_Problem_. Output all the data exactly. Pictures do not belong in the copy.
/---
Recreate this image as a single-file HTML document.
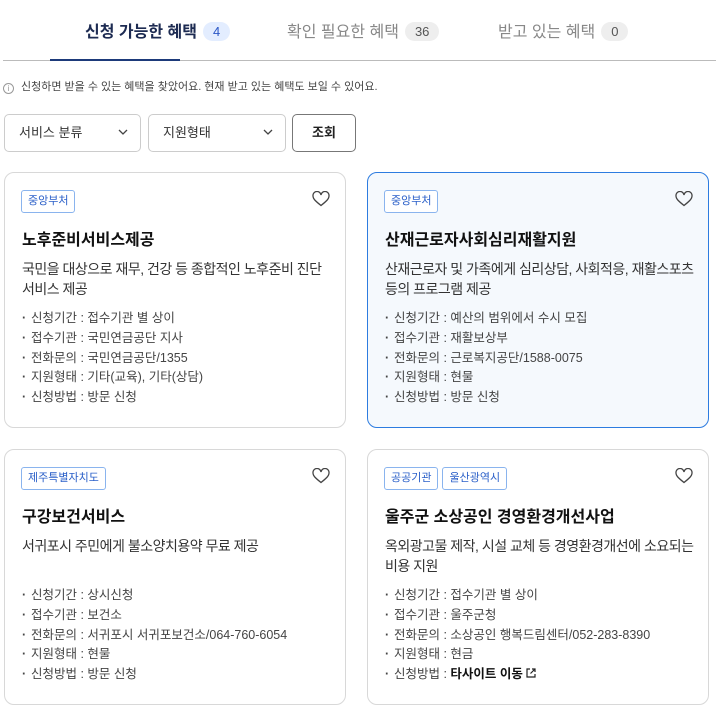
<!DOCTYPE html>
<html><head><meta charset="utf-8"><style>
*{box-sizing:border-box;margin:0;padding:0}
body{width:719px;height:713px;overflow:hidden;background:#fff;font-family:"Liberation Sans","Noto Sans CJK KR",sans-serif;color:#222;position:relative}
.abs{position:absolute}
.tab{position:absolute;top:21px;font-size:16px;height:24px;line-height:24px;color:#888;white-space:nowrap}
.tab.on{color:#1d2b52;font-weight:bold}
.badge{display:inline-block;margin-left:6px;padding:0 10px;height:19px;line-height:19px;border-radius:10px;background:#eee;color:#555;font-size:13px;font-weight:normal;vertical-align:1px}
.on .badge{background:#e3edff;color:#2a56c6}
.sel{position:absolute;top:114px;height:38px;border:1px solid #ccc;border-radius:5px;font-size:13px;line-height:36px;padding-left:14px;color:#333}
.sel svg{position:absolute;right:12px;top:14px}
.card{position:absolute;width:342px;height:256px;border:1px solid #d8d8d8;border-radius:10px;background:#fff}
.card.hl{border-color:#2d7ce0;background:#f5f9fd}
.tags{position:absolute;left:16px;top:17px;display:flex;gap:4px}
.tag{border:1px solid #8ab4ee;border-radius:3px;color:#2a5fc8;font-size:11px;height:23px;line-height:21px;padding:0 6px;background:#fff}
.heart{position:absolute;right:15px;top:18px}
.ttl{position:absolute;left:17px;top:53px;font-size:16px;font-weight:bold;color:#111}
.desc{position:absolute;left:17px;top:86px;font-size:14px;line-height:20px;color:#333;white-space:nowrap;letter-spacing:-0.5px}
.list{position:absolute;left:17px;top:136px;font-size:12.5px;line-height:19.8px;color:#444;list-style:none}
.list li:before{content:"·";display:inline-block;width:9px;color:#444;font-weight:bold}
</style></head><body>
<div class="tab on" style="left:85px">신청 가능한 혜택<span class="badge">4</span></div>
<div class="tab" style="left:287px">확인 필요한 혜택<span class="badge">36</span></div>
<div class="tab" style="left:498px">받고 있는 혜택<span class="badge">0</span></div>
<div class="abs" style="left:3px;top:60px;width:713px;height:1px;background:#bbb"></div>
<div class="abs" style="left:50px;top:59px;width:130px;height:2px;background:#1d3a7a"></div>
<div class="abs" style="left:3px;top:78px;font-size:11px;color:#444;white-space:nowrap"><span style="display:inline-block;width:11px;height:11px;border:1px solid #999;border-radius:50%;font-size:8px;line-height:9px;text-align:center;color:#999;margin-right:7px;vertical-align:-1px">i</span>신청하면 받을 수 있는 혜택을 찾았어요. 현재 받고 있는 혜택도 보일 수 있어요.</div>
<div class="sel" style="left:4px;width:137px">서비스 분류<svg width="10" height="6" viewBox="0 0 10 6"><path d="M1 1l4 4 4-4" fill="none" stroke="#444" stroke-width="1.3"/></svg></div>
<div class="sel" style="left:148px;width:138px">지원형태<svg width="10" height="6" viewBox="0 0 10 6"><path d="M1 1l4 4 4-4" fill="none" stroke="#444" stroke-width="1.3"/></svg></div>
<div class="abs" style="left:292px;top:114px;width:64px;height:38px;border:1px solid #777;border-radius:5px;font-size:13px;font-weight:bold;line-height:36px;text-align:center;color:#222">조회</div>

<div class="card" style="left:4px;top:172px">
<div class="tags"><span class="tag">중앙부처</span></div>
<svg class="heart" width="18" height="16" viewBox="0 0 18 16"><path d="M9 14.5C4 10.5 1 8 1 5a4 4 0 0 1 8-1 4 4 0 0 1 8 1c0 3-3 5.5-8 9.5z" fill="none" stroke="#444" stroke-width="1.3"/></svg>
<div class="ttl">노후준비서비스제공</div>
<div class="desc">국민을 대상으로 재무, 건강 등 종합적인 노후준비 진단<br>서비스 제공</div>
<ul class="list"><li>신청기간 : 접수기관 별 상이</li><li>접수기관 : 국민연금공단 지사</li><li>전화문의 : 국민연금공단/1355</li><li>지원형태 : 기타(교육), 기타(상담)</li><li>신청방법 : 방문 신청</li></ul>
</div>
<div class="card hl" style="left:367px;top:172px">
<div class="tags"><span class="tag">중앙부처</span></div>
<svg class="heart" width="18" height="16" viewBox="0 0 18 16"><path d="M9 14.5C4 10.5 1 8 1 5a4 4 0 0 1 8-1 4 4 0 0 1 8 1c0 3-3 5.5-8 9.5z" fill="none" stroke="#444" stroke-width="1.3"/></svg>
<div class="ttl">산재근로자사회심리재활지원</div>
<div class="desc">산재근로자 및 가족에게 심리상담, 사회적응, 재활스포츠<br>등의 프로그램 제공</div>
<ul class="list"><li>신청기간 : 예산의 범위에서 수시 모집</li><li>접수기관 : 재활보상부</li><li>전화문의 : 근로복지공단/1588-0075</li><li>지원형태 : 현물</li><li>신청방법 : 방문 신청</li></ul>
</div>
<div class="card" style="left:4px;top:449px">
<div class="tags"><span class="tag">제주특별자치도</span></div>
<svg class="heart" width="18" height="16" viewBox="0 0 18 16"><path d="M9 14.5C4 10.5 1 8 1 5a4 4 0 0 1 8-1 4 4 0 0 1 8 1c0 3-3 5.5-8 9.5z" fill="none" stroke="#444" stroke-width="1.3"/></svg>
<div class="ttl">구강보건서비스</div>
<div class="desc">서귀포시 주민에게 불소양치용약 무료 제공</div>
<ul class="list"><li>신청기간 : 상시신청</li><li>접수기관 : 보건소</li><li>전화문의 : 서귀포시 서귀포보건소/064-760-6054</li><li>지원형태 : 현물</li><li>신청방법 : 방문 신청</li></ul>
</div>
<div class="card" style="left:367px;top:449px">
<div class="tags"><span class="tag">공공기관</span><span class="tag">울산광역시</span></div>
<svg class="heart" width="18" height="16" viewBox="0 0 18 16"><path d="M9 14.5C4 10.5 1 8 1 5a4 4 0 0 1 8-1 4 4 0 0 1 8 1c0 3-3 5.5-8 9.5z" fill="none" stroke="#444" stroke-width="1.3"/></svg>
<div class="ttl">울주군 소상공인 경영환경개선사업</div>
<div class="desc">옥외광고물 제작, 시설 교체 등 경영환경개선에 소요되는<br>비용 지원</div>
<ul class="list"><li>신청기간 : 접수기관 별 상이</li><li>접수기관 : 울주군청</li><li>전화문의 : 소상공인 행복드림센터/052-283-8390</li><li>지원형태 : 현금</li><li>신청방법 : <b style="color:#111">타사이트 이동</b> <svg width="10" height="10" viewBox="0 0 10 10"><path d="M4 1H1v8h8V6M6 1h3v3M9 1L4.5 5.5" fill="none" stroke="#222" stroke-width="1.2"/></svg></li></ul>
</div>
</body></html>
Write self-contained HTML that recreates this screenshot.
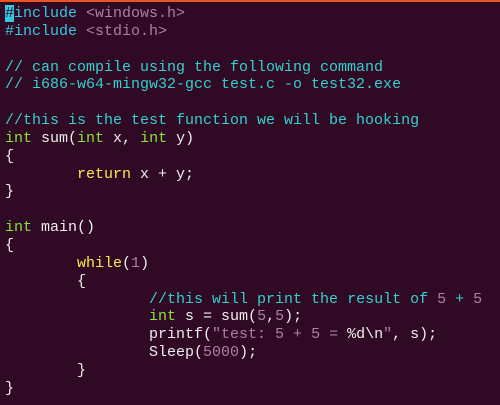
\---
_Output_.
Recreate this image as a single-file HTML document.
<!DOCTYPE html>
<html><head><meta charset="utf-8"><style>
*{box-sizing:border-box;margin:0;padding:0}
body{width:719px;height:713px;overflow:hidden;background:#fff;font-family:"Liberation Sans","Noto Sans CJK KR",sans-serif;color:#222;position:relative}
.abs{position:absolute}
.tab{position:absolute;top:21px;font-size:16px;height:24px;line-height:24px;color:#888;white-space:nowrap}
.tab.on{color:#1d2b52;font-weight:bold}
.badge{display:inline-block;margin-left:6px;padding:0 10px;height:19px;line-height:19px;border-radius:10px;background:#eee;color:#555;font-size:13px;font-weight:normal;vertical-align:1px}
.on .badge{background:#e3edff;color:#2a56c6}
.sel{position:absolute;top:114px;height:38px;border:1px solid #ccc;border-radius:5px;font-size:13px;line-height:36px;padding-left:14px;color:#333}
.sel svg{position:absolute;right:12px;top:14px}
.card{position:absolute;width:342px;height:256px;border:1px solid #d8d8d8;border-radius:10px;background:#fff}
.card.hl{border-color:#2d7ce0;background:#f5f9fd}
.tags{position:absolute;left:16px;top:17px;display:flex;gap:4px}
.tag{border:1px solid #8ab4ee;border-radius:3px;color:#2a5fc8;font-size:11px;height:23px;line-height:21px;padding:0 6px;background:#fff}
.heart{position:absolute;right:15px;top:18px}
.ttl{position:absolute;left:17px;top:53px;font-size:16px;font-weight:bold;color:#111}
.desc{position:absolute;left:17px;top:86px;font-size:14px;line-height:20px;color:#333;white-space:nowrap;letter-spacing:-0.5px}
.list{position:absolute;left:17px;top:136px;font-size:12.5px;line-height:19.8px;color:#444;list-style:none}
.list li:before{content:"·";display:inline-block;width:9px;color:#444;font-weight:bold}
</style></head><body>
<div class="tab on" style="left:85px">신청 가능한 혜택<span class="badge">4</span></div>
<div class="tab" style="left:287px">확인 필요한 혜택<span class="badge">36</span></div>
<div class="tab" style="left:498px">받고 있는 혜택<span class="badge">0</span></div>
<div class="abs" style="left:3px;top:60px;width:713px;height:1px;background:#bbb"></div>
<div class="abs" style="left:50px;top:59px;width:130px;height:2px;background:#1d3a7a"></div>
<div class="abs" style="left:3px;top:78px;font-size:11px;color:#444;white-space:nowrap"><span style="display:inline-block;width:11px;height:11px;border:1px solid #999;border-radius:50%;font-size:8px;line-height:9px;text-align:center;color:#999;margin-right:7px;vertical-align:-1px">i</span>신청하면 받을 수 있는 혜택을 찾았어요. 현재 받고 있는 혜택도 보일 수 있어요.</div>
<div class="sel" style="left:4px;width:137px">서비스 분류<svg width="10" height="6" viewBox="0 0 10 6"><path d="M1 1l4 4 4-4" fill="none" stroke="#444" stroke-width="1.3"/></svg></div>
<div class="sel" style="left:148px;width:138px">지원형태<svg width="10" height="6" viewBox="0 0 10 6"><path d="M1 1l4 4 4-4" fill="none" stroke="#444" stroke-width="1.3"/></svg></div>
<div class="abs" style="left:292px;top:114px;width:64px;height:38px;border:1px solid #777;border-radius:5px;font-size:13px;font-weight:bold;line-height:36px;text-align:center;color:#222">조회</div>

<div class="card" style="left:4px;top:172px">
<div class="tags"><span class="tag">중앙부처</span></div>
<svg class="heart" width="18" height="16" viewBox="0 0 18 16"><path d="M9 14.5C4 10.5 1 8 1 5a4 4 0 0 1 8-1 4 4 0 0 1 8 1c0 3-3 5.5-8 9.5z" fill="none" stroke="#444" stroke-width="1.3"/></svg>
<div class="ttl">노후준비서비스제공</div>
<div class="desc">국민을 대상으로 재무, 건강 등 종합적인 노후준비 진단<br>서비스 제공</div>
<ul class="list"><li>신청기간 : 접수기관 별 상이</li><li>접수기관 : 국민연금공단 지사</li><li>전화문의 : 국민연금공단/1355</li><li>지원형태 : 기타(교육), 기타(상담)</li><li>신청방법 : 방문 신청</li></ul>
</div>
<div class="card hl" style="left:367px;top:172px">
<div class="tags"><span class="tag">중앙부처</span></div>
<svg class="heart" width="18" height="16" viewBox="0 0 18 16"><path d="M9 14.5C4 10.5 1 8 1 5a4 4 0 0 1 8-1 4 4 0 0 1 8 1c0 3-3 5.5-8 9.5z" fill="none" stroke="#444" stroke-width="1.3"/></svg>
<div class="ttl">산재근로자사회심리재활지원</div>
<div class="desc">산재근로자 및 가족에게 심리상담, 사회적응, 재활스포츠<br>등의 프로그램 제공</div>
<ul class="list"><li>신청기간 : 예산의 범위에서 수시 모집</li><li>접수기관 : 재활보상부</li><li>전화문의 : 근로복지공단/1588-0075</li><li>지원형태 : 현물</li><li>신청방법 : 방문 신청</li></ul>
</div>
<div class="card" style="left:4px;top:449px">
<div class="tags"><span class="tag">제주특별자치도</span></div>
<svg class="heart" width="18" height="16" viewBox="0 0 18 16"><path d="M9 14.5C4 10.5 1 8 1 5a4 4 0 0 1 8-1 4 4 0 0 1 8 1c0 3-3 5.5-8 9.5z" fill="none" stroke="#444" stroke-width="1.3"/></svg>
<div class="ttl">구강보건서비스</div>
<div class="desc">서귀포시 주민에게 불소양치용약 무료 제공</div>
<ul class="list"><li>신청기간 : 상시신청</li><li>접수기관 : 보건소</li><li>전화문의 : 서귀포시 서귀포보건소/064-760-6054</li><li>지원형태 : 현물</li><li>신청방법 : 방문 신청</li></ul>
</div>
<div class="card" style="left:367px;top:449px">
<div class="tags"><span class="tag">공공기관</span><span class="tag">울산광역시</span></div>
<svg class="heart" width="18" height="16" viewBox="0 0 18 16"><path d="M9 14.5C4 10.5 1 8 1 5a4 4 0 0 1 8-1 4 4 0 0 1 8 1c0 3-3 5.5-8 9.5z" fill="none" stroke="#444" stroke-width="1.3"/></svg>
<div class="ttl">울주군 소상공인 경영환경개선사업</div>
<div class="desc">옥외광고물 제작, 시설 교체 등 경영환경개선에 소요되는<br>비용 지원</div>
<ul class="list"><li>신청기간 : 접수기관 별 상이</li><li>접수기관 : 울주군청</li><li>전화문의 : 소상공인 행복드림센터/052-283-8390</li><li>지원형태 : 현금</li><li>신청방법 : <b style="color:#111">타사이트 이동</b> <svg width="10" height="10" viewBox="0 0 10 10"><path d="M4 1H1v8h8V6M6 1h3v3M9 1L4.5 5.5" fill="none" stroke="#222" stroke-width="1.2"/></svg></li></ul>
</div>
</body></html>
Write self-contained HTML that recreates this screenshot.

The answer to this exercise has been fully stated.